◆ **SOURCE EXCERPT**
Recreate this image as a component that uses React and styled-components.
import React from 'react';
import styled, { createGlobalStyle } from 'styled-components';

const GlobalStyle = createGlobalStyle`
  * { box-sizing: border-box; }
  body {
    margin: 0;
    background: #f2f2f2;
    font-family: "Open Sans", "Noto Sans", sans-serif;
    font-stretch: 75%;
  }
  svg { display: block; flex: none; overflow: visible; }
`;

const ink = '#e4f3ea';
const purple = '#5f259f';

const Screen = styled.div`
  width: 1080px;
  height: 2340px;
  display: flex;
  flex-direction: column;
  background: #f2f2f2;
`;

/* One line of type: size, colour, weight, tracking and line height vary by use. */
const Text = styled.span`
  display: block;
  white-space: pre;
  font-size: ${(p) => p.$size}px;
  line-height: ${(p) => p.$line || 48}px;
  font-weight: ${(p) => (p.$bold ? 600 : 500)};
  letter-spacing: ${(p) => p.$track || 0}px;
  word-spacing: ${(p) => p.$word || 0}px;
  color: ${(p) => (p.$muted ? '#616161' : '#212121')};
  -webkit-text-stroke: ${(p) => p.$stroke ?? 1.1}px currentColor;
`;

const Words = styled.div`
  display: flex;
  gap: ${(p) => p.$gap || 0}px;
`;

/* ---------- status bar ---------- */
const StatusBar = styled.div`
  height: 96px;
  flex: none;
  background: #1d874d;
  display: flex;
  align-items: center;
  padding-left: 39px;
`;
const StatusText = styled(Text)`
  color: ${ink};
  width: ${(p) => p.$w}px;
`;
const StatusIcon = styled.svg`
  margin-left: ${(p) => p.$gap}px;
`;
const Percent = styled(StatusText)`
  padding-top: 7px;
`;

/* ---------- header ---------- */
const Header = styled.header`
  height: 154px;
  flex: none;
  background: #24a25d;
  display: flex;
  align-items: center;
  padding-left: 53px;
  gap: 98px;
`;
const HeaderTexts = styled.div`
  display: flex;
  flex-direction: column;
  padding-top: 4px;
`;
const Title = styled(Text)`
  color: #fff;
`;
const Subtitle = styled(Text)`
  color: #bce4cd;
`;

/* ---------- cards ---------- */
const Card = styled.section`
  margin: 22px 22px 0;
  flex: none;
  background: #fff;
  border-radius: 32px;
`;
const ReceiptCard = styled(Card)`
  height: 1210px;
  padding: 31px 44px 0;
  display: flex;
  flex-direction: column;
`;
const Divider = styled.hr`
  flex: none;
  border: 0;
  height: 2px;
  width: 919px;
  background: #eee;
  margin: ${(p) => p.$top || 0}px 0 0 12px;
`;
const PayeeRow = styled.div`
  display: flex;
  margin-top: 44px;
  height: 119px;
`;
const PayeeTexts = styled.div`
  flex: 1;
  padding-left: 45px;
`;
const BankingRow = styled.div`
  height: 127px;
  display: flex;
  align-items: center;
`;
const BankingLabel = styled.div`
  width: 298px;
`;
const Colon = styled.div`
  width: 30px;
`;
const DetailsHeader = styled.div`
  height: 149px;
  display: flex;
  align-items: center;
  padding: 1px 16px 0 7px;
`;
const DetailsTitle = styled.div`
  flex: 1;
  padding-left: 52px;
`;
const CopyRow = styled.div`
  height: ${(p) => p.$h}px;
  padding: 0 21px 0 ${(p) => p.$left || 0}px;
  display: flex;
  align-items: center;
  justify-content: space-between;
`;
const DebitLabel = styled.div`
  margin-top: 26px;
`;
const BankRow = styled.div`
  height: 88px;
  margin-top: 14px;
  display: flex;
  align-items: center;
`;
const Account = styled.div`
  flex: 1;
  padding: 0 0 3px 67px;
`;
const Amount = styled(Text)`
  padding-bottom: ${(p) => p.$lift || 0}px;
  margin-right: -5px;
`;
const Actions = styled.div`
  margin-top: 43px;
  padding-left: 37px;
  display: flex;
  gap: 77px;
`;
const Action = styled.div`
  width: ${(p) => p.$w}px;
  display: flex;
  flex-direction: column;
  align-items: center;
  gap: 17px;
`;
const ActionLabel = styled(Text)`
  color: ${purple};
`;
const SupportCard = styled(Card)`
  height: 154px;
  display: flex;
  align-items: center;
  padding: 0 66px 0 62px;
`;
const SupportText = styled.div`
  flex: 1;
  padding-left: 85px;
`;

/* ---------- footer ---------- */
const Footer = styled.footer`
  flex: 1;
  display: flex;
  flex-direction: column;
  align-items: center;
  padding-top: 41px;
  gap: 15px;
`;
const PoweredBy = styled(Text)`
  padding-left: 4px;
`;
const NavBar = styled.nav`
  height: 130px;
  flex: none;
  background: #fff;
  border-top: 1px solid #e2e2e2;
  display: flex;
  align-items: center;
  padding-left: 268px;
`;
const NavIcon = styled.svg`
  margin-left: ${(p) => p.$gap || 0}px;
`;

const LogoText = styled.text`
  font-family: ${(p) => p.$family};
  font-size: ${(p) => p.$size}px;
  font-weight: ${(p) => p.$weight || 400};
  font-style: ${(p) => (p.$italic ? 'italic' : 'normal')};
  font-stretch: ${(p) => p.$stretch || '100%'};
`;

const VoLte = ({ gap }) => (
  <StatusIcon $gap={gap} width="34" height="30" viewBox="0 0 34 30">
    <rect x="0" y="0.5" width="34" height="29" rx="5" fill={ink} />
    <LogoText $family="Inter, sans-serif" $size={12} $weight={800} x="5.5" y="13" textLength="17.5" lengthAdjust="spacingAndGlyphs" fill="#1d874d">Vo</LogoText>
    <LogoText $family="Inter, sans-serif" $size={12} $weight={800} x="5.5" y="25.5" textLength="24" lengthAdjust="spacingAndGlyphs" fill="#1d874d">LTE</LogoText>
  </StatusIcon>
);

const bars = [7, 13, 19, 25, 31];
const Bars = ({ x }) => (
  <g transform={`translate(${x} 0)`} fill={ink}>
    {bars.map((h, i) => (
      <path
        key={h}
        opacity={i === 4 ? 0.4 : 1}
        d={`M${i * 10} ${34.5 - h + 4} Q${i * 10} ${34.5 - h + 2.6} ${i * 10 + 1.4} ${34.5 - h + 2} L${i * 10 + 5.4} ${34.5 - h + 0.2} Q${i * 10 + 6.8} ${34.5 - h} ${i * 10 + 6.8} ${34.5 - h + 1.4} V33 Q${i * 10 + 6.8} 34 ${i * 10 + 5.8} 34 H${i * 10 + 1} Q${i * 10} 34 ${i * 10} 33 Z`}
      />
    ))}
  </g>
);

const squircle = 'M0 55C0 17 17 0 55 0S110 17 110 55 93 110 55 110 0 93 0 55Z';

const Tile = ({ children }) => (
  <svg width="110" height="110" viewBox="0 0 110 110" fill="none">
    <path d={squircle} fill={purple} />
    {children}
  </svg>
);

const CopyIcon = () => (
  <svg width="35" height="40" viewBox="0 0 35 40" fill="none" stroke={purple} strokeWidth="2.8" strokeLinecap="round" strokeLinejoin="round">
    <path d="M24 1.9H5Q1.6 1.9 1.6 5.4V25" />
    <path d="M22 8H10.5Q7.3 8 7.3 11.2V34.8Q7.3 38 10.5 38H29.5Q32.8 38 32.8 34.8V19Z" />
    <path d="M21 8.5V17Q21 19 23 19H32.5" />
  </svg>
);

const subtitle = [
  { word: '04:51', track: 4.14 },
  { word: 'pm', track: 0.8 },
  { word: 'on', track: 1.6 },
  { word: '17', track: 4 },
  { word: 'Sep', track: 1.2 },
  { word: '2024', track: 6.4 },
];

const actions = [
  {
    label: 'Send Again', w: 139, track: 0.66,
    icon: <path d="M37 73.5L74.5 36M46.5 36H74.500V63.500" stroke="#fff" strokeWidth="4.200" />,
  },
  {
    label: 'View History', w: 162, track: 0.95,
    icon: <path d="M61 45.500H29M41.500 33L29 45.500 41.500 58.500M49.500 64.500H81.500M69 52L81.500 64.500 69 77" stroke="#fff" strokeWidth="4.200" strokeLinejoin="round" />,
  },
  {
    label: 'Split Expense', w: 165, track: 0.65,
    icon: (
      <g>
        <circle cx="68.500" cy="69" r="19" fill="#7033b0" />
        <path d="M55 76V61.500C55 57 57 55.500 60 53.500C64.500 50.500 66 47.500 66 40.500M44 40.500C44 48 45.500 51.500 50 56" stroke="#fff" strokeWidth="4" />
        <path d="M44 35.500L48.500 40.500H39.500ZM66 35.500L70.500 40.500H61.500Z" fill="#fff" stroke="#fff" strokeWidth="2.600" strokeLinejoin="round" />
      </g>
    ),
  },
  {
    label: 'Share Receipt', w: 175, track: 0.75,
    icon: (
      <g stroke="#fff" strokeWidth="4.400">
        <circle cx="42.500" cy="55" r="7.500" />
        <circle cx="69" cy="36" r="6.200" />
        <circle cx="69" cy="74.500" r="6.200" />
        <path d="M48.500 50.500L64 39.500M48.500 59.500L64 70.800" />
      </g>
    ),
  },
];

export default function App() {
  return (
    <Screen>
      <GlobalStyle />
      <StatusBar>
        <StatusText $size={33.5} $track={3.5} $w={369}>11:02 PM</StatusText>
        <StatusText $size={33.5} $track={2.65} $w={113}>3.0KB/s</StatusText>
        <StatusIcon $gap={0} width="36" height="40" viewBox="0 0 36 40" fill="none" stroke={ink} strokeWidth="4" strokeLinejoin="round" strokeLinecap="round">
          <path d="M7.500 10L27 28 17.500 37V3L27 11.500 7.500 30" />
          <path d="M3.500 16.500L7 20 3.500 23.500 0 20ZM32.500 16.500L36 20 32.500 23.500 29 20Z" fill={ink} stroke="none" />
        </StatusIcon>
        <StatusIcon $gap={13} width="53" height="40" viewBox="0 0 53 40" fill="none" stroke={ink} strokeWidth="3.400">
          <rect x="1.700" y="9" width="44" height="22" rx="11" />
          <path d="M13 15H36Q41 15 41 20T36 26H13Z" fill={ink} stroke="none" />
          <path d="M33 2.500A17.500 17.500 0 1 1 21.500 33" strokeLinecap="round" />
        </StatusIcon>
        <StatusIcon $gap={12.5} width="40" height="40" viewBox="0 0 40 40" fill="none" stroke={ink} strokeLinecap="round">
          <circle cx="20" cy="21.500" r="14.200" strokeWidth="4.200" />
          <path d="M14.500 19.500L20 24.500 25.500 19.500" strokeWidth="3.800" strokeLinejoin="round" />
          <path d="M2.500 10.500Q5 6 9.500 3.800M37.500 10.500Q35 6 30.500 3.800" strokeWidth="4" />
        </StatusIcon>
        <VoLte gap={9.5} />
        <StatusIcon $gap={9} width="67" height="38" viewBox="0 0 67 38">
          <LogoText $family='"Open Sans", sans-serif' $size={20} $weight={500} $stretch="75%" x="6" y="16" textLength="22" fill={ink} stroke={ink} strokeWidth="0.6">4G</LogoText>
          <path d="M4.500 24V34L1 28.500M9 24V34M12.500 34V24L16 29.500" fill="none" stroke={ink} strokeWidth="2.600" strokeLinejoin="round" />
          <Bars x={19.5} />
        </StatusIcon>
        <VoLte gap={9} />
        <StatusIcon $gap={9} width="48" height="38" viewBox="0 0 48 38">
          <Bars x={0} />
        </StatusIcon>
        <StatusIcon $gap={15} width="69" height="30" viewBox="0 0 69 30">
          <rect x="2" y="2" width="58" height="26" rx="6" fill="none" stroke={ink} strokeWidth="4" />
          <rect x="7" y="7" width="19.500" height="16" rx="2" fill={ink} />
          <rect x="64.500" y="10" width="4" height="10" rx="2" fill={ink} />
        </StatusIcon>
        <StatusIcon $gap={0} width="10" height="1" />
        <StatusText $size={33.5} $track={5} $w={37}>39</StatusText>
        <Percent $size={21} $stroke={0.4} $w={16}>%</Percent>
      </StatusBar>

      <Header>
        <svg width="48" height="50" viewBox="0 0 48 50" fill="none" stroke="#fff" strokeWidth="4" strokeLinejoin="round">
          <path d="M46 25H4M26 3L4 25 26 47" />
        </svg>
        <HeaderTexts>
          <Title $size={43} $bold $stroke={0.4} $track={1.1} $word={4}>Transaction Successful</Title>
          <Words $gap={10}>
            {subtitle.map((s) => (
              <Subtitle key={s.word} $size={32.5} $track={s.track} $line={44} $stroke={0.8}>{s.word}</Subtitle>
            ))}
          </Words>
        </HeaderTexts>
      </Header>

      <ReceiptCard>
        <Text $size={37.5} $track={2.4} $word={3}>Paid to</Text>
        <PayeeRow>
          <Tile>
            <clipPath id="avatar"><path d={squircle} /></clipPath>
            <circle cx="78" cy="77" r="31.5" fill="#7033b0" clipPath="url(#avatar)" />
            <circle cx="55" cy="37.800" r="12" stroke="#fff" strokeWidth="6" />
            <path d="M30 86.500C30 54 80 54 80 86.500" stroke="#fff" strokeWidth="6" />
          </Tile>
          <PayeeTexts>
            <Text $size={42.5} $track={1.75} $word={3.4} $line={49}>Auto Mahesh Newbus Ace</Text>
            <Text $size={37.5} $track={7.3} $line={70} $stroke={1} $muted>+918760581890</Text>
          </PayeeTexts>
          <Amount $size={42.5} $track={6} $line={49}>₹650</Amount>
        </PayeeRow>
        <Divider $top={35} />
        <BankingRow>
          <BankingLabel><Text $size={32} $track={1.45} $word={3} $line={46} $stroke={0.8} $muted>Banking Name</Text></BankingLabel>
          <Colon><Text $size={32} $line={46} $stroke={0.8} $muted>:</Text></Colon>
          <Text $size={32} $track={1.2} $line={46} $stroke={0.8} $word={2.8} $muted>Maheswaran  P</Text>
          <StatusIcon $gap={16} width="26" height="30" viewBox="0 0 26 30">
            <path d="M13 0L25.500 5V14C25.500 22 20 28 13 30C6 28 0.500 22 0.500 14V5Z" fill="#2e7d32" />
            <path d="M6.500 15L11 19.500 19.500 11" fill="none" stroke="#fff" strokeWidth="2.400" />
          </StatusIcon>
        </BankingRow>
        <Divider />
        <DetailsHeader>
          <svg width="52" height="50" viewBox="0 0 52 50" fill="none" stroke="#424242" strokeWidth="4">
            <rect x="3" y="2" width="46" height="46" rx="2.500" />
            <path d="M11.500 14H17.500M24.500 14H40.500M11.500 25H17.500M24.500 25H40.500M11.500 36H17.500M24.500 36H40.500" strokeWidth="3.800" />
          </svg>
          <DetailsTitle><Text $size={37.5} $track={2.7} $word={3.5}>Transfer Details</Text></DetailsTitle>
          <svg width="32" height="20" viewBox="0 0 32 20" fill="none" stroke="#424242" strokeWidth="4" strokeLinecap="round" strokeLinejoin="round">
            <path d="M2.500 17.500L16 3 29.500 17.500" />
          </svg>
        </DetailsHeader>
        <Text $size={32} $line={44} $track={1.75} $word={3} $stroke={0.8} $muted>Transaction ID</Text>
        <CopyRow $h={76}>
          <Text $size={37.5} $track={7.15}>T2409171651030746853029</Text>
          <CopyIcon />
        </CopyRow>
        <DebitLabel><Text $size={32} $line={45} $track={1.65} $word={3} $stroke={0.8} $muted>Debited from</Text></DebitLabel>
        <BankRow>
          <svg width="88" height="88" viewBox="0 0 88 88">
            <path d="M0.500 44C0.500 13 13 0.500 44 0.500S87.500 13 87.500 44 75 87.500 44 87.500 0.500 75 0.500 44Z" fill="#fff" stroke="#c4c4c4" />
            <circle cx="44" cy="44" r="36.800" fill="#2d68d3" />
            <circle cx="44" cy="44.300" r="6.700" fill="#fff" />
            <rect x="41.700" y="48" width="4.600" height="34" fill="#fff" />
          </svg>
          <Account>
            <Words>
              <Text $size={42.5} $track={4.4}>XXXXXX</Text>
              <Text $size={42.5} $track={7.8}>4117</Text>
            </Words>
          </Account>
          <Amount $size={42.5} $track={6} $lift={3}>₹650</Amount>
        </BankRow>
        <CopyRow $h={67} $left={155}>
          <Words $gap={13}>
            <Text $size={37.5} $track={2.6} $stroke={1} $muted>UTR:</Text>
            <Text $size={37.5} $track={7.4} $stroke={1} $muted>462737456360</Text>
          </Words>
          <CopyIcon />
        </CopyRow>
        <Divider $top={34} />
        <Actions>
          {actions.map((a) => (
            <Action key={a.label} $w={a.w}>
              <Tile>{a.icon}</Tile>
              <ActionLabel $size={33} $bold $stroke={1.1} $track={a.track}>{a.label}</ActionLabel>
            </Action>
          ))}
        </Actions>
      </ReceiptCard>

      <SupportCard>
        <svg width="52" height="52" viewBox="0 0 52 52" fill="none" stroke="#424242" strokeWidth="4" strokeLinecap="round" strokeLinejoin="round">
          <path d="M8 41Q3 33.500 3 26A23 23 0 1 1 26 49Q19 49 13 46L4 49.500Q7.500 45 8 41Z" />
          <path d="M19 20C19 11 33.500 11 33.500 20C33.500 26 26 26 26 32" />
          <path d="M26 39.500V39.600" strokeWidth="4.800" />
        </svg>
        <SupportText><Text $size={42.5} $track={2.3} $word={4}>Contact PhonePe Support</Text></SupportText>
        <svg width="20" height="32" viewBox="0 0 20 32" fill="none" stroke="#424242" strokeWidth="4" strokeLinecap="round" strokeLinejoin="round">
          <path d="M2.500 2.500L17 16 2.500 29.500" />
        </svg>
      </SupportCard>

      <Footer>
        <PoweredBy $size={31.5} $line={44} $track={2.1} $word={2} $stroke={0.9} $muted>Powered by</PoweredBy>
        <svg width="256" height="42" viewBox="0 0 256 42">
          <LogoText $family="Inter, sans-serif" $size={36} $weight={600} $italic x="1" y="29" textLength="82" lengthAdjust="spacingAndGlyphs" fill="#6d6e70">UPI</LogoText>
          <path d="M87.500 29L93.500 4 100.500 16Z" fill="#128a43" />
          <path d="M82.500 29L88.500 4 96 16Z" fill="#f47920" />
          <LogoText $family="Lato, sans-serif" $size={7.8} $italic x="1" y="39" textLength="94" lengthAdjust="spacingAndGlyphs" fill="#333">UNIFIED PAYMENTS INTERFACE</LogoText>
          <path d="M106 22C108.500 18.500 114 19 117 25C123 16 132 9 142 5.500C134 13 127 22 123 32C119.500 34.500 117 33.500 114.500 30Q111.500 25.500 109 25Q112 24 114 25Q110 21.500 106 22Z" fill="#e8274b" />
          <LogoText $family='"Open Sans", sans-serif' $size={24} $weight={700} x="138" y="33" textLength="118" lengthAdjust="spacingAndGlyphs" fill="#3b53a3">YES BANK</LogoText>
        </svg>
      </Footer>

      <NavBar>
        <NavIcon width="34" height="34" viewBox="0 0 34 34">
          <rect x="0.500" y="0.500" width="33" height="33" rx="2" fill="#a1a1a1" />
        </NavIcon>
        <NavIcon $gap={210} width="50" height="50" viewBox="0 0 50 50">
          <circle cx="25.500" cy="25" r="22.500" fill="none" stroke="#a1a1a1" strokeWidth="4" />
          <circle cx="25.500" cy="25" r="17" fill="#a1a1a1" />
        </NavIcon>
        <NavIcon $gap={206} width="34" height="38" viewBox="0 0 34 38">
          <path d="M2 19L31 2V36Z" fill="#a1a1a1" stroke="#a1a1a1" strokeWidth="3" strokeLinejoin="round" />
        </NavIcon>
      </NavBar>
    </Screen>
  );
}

◆ **GIVEN EXERCISE**
Everything from the first line through the line containing "const purple = '#5f259f';" should be quoted exactly, and nothing beyond it.

◆ **ANSWER BELOW**
Recreate this image as a component that uses React and styled-components.
import React from 'react';
import styled, { createGlobalStyle } from 'styled-components';

const GlobalStyle = createGlobalStyle`
  * { box-sizing: border-box; }
  body {
    margin: 0;
    background: #f2f2f2;
    font-family: "Open Sans", "Noto Sans", sans-serif;
    font-stretch: 75%;
  }
  svg { display: block; flex: none; overflow: visible; }
`;

const ink = '#e4f3ea';
const purple = '#5f259f';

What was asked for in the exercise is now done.